Jump to: navigation, search

Memory Efficiency

Motivation

When applying SCIRun techniques to real-scale modelling problems, one quickly finds out that one is running out of addressable memory space. In order to be able to use SCIRun as a platform in the current collaboration projects, memory usage needs to be organized more efficient. The focus of this discussion should be how to optimize the CPU and memory usage in a dataflow environment.


Port Caching

Currently all ports are cached at the end of the execution of a module. The advantage of this is that when I want to reexecute something all intermediate steps are there, disadvantage is that it requires a lot of memory resources which we do not have when doing large scale models. Currently there is a solution in SCIRun to switch off all port caching, disadvantage is that you cannot redo a part of a network and all interactivity is lost.

[1] A better option would be to cache to disk and selectively not cache any output. Hence being able to do "Cache/Cache on disk/No cache" for every port.
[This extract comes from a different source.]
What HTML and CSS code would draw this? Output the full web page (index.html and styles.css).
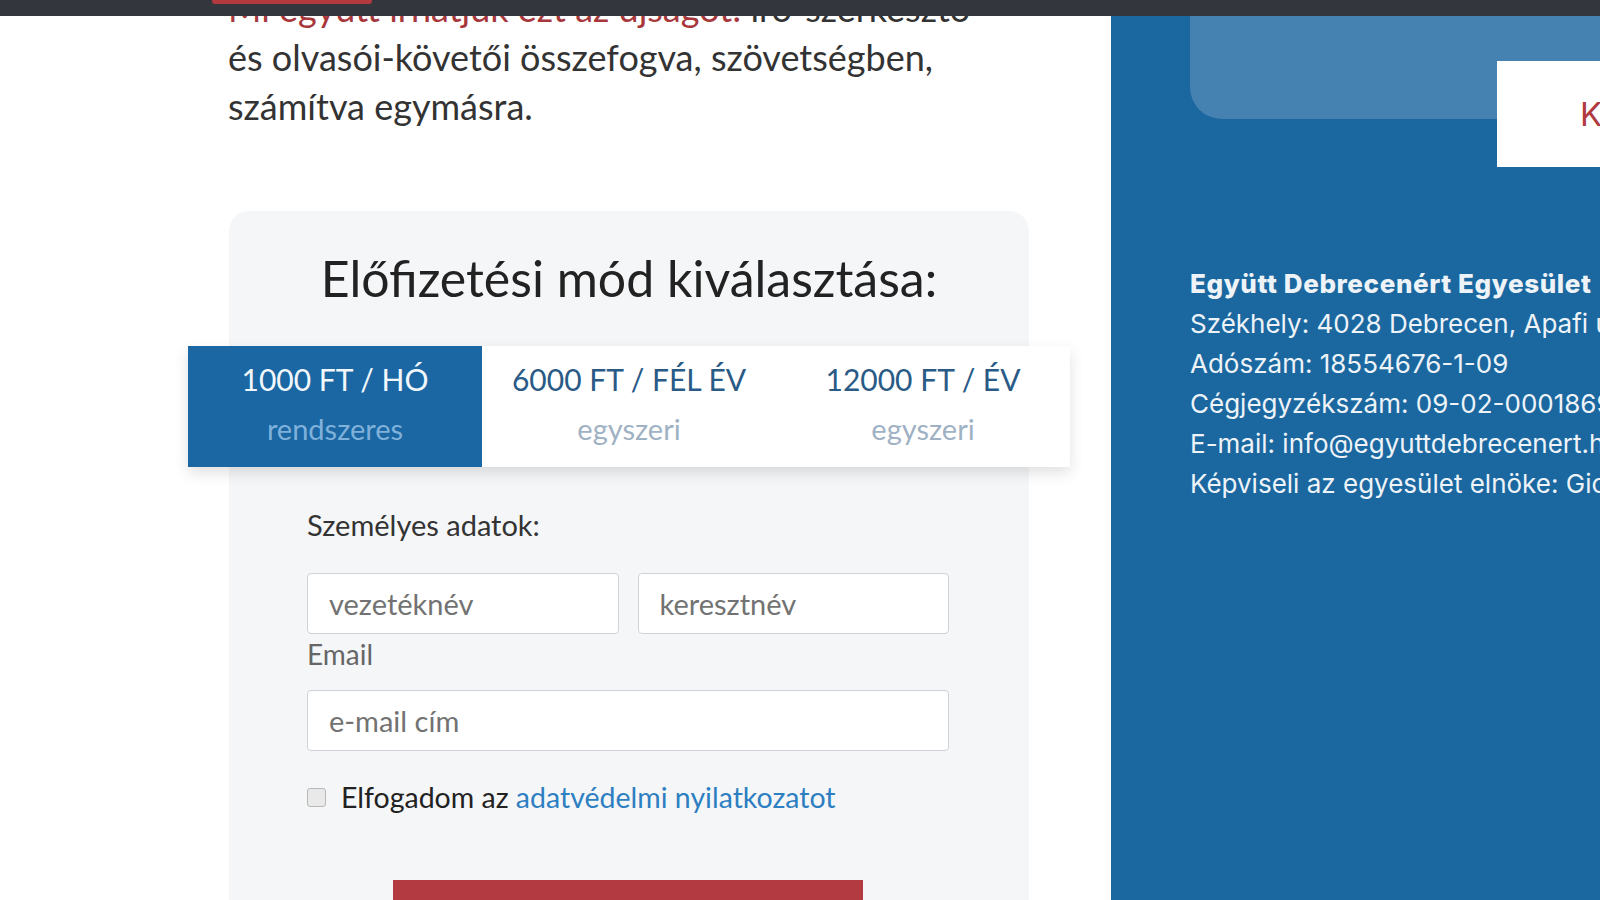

[2] This seems to solve some problems, but there is still fragmentation of memory and address-space and on multi processor machines a lot of modules are executed in parallel so still a lot of data is remaining in memory. Only for long pipelines it is a real improvement, when there is no fragmentation of memory going on.


Data blocks


[1] One concept that might be used to deal with the fragmentation issue is to build a wrapper around every block of memory and the notion of being able to store these blocks to disk and reload them when they are needed again. In more detail: it would be great if the scheduler could go into the datastream objects, mark them as currently not used and then selectively store large data blocks to disk and reload them when they are needed for a module execution. That way when memory consumption is high the scheduler can freeze execution of modules and dump everything to disk and reload all needed data, de facto defragmenting memory.


Parallel Issues


[1] The problem soetimes seems to be that SCIRun executes too many modules at once. It uses a lot temporary memory and a lot ofmemory swapping, reducing the overall performance. It would be great to have an option to limit the number of modules executed at the same time. Preferably adjusted to the number of available modules. Being able to steer this would be great.


Memory manager


[1] How does the current allocator work? (Could someone fill me in on the specifics? -- Jeroen)

[2] It seems to me that we should grab a pretty large piece of memory to put our dataflow objects in.


Thirdparty libraries


[1] Currently we allow thirdparty libraries to allocate memory and we wrap these objects and use them. The disadvantage is that we do not have any control over where memory is allocated. So we might want to rethink what we do with thirdparty libraries

[2] Mainly Teem is allocating memory for objects we reuse, these objects can be big. So how does that affect our memory management. Is Teem currently able to allocate a huge chunk of data or even a small amount in the middle of the addressing space.

[3] In SCIRun we have a lot of STL objects that do not make use of 'scinew', do we want them to use our memory manager so we can better separate out small and large memory blocks. Or is this automatically done. Note some Field classes use large vector<vector> arrays, which could potentially fill up all the space reserved for small memory blocks. Do we have a good strategy for this?


Memory and CPU resource management


[1] It would be nice if modules could tell the scheduler a prediction on memory use and CPU use. This could then be used to optimize network performance, to use as many free memory as available to boost speed but staying within memory limits.


Alternative strategies

[1] Maybe should have the option write everything to disk, and for each module just load read in the necessary streams into memory and keep swapping thing to disk manually.